I’ve got quite a few different names happening in cyberspace and I’m wondering if it’s too many? In some places I am technolote, in others it’s jessmc, or jess_technolote or fishkeeperswife (yep, my husband used to have a passion for keeping marine fish that was very time consuming) or even furrypenguin! Eek! Surely this is ridiculous? I think I need to have an identity that is usable both in the edublogger and personal spheres so that I don’t have to have different accounts for professional and personal use. When I started all this blogging it was with my site technoLOTE and so that is the identity I started with. Now, I’ve got a few other ideas about what I want to do and I’m not sure I just want to be known as technolote. I’ve got a couple of great projects coming up that have nothing to do with teaching LOTE which is why this conundrum has struck me. The name techolote won’t mean much for those projects. So, is it a good time to change some usernames around? 

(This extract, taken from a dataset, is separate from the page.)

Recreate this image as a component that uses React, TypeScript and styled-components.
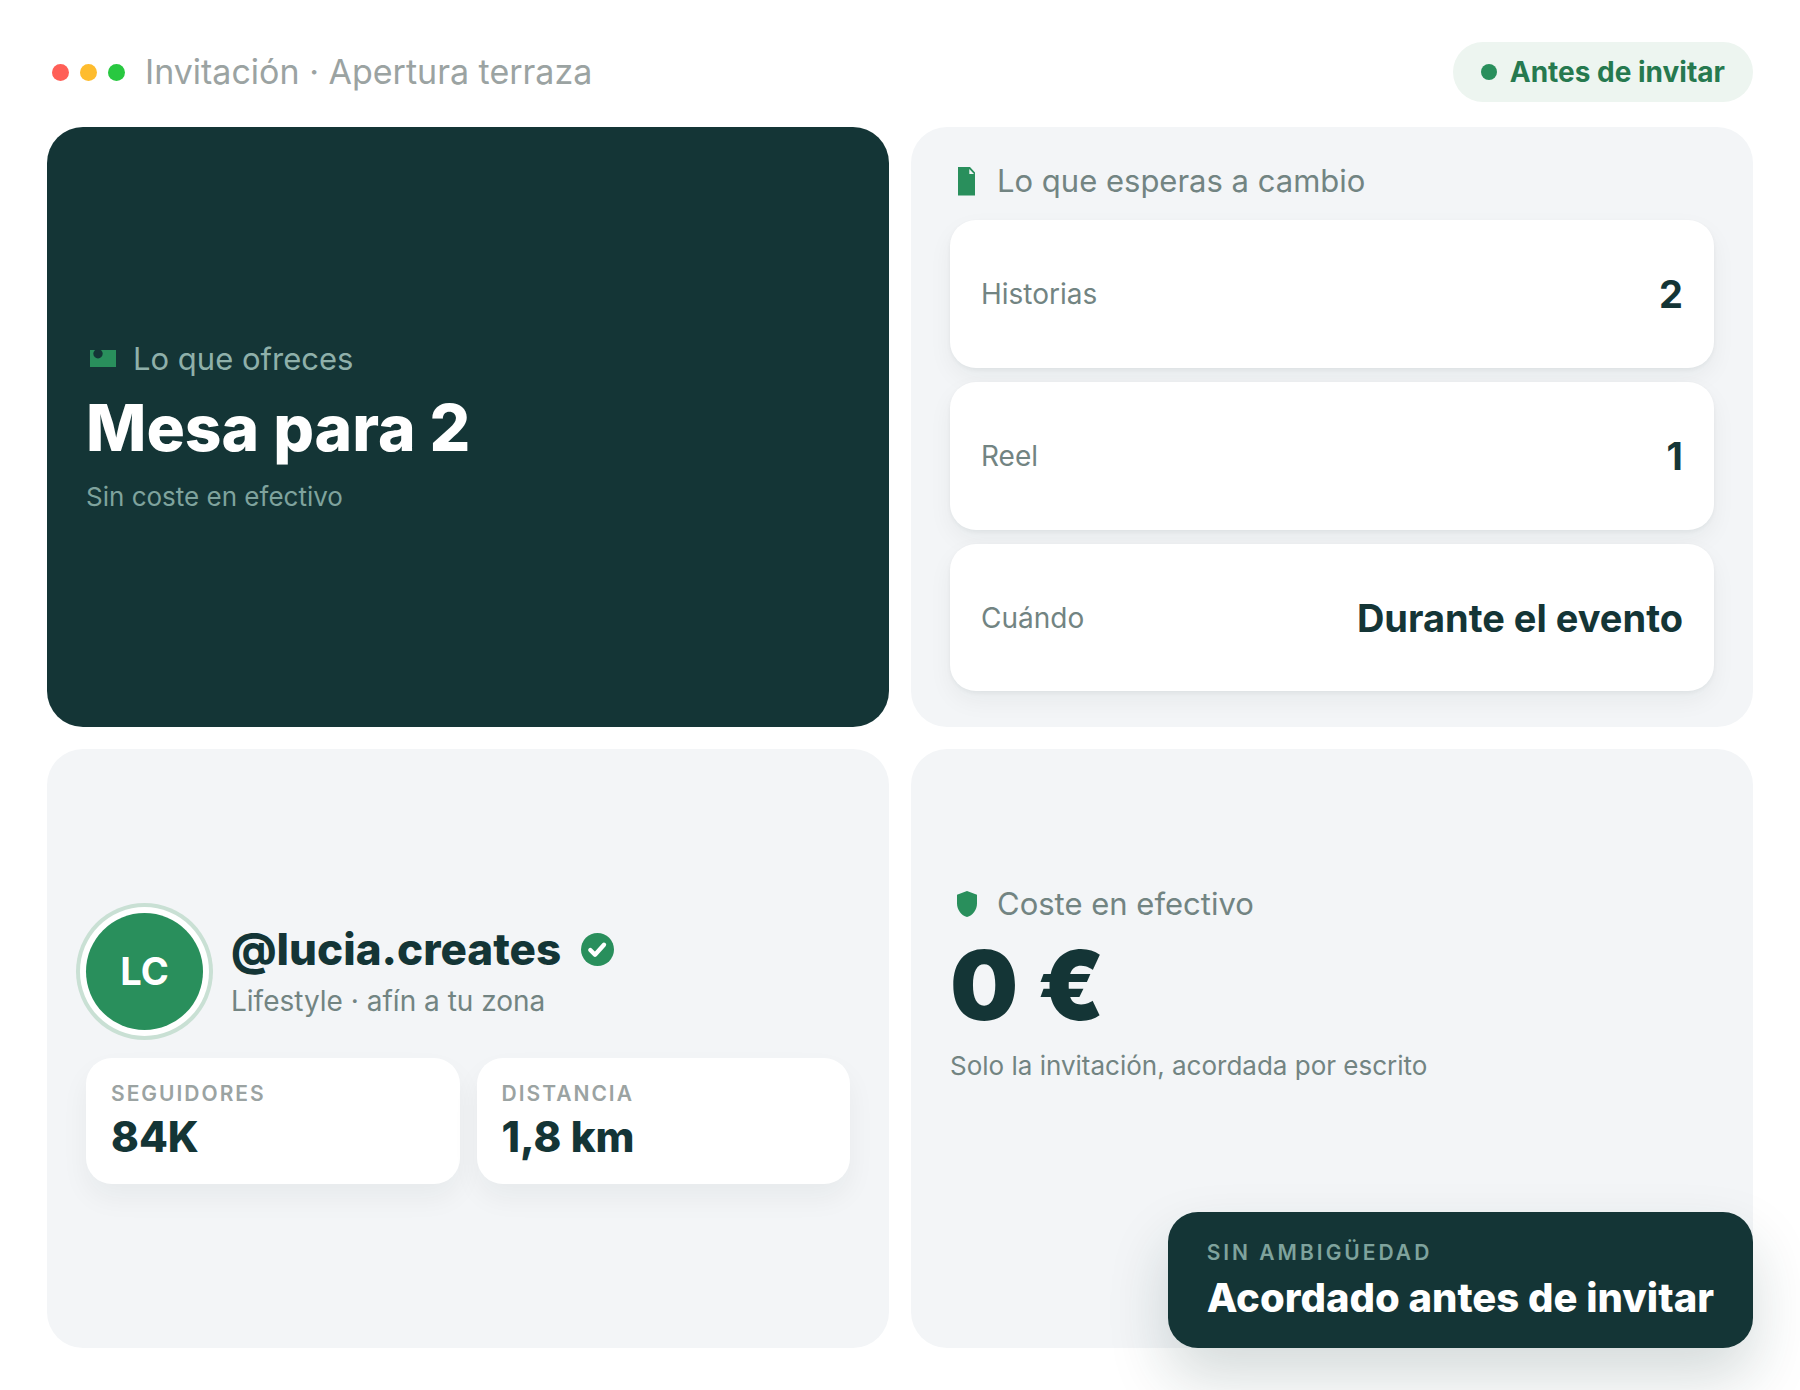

I think it’s important to separate yourself from what you do sometimes. I teach LOTE (Chinese) but that is not who I am. I  find that at school both staff and students have a great deal of difficulty separating me as a person from my interest in Chinese and China. I went to a book club meeting a couple of months ago and I put a block of chocolate on the table to share, only to be immediately asked by a colleague ‘Is that Chinese chocolate?’ Why would it be? If it was a particular occasion like a cultural celebration day or something like that, then that question would almost be expected. When I take other classes as extras the kids think that just because I am the one who is taking them that means I am going to suspend all programs and teach them Chinese. They may think that of other subject teachers too, and I’m not suggesting it’s only me, but it is a bit frustraing. Like when I walked in to take a P.E extra: “Oh, does this mean we are going to play Chinese games?”

Not everything I do online, in life, at work or at home has got to do with my technoLOTE site or my teaching of and interest in China and Chinese language. I’m considering making sure I have an identity in all these spheres that points first to me as a person, rather than an occupation.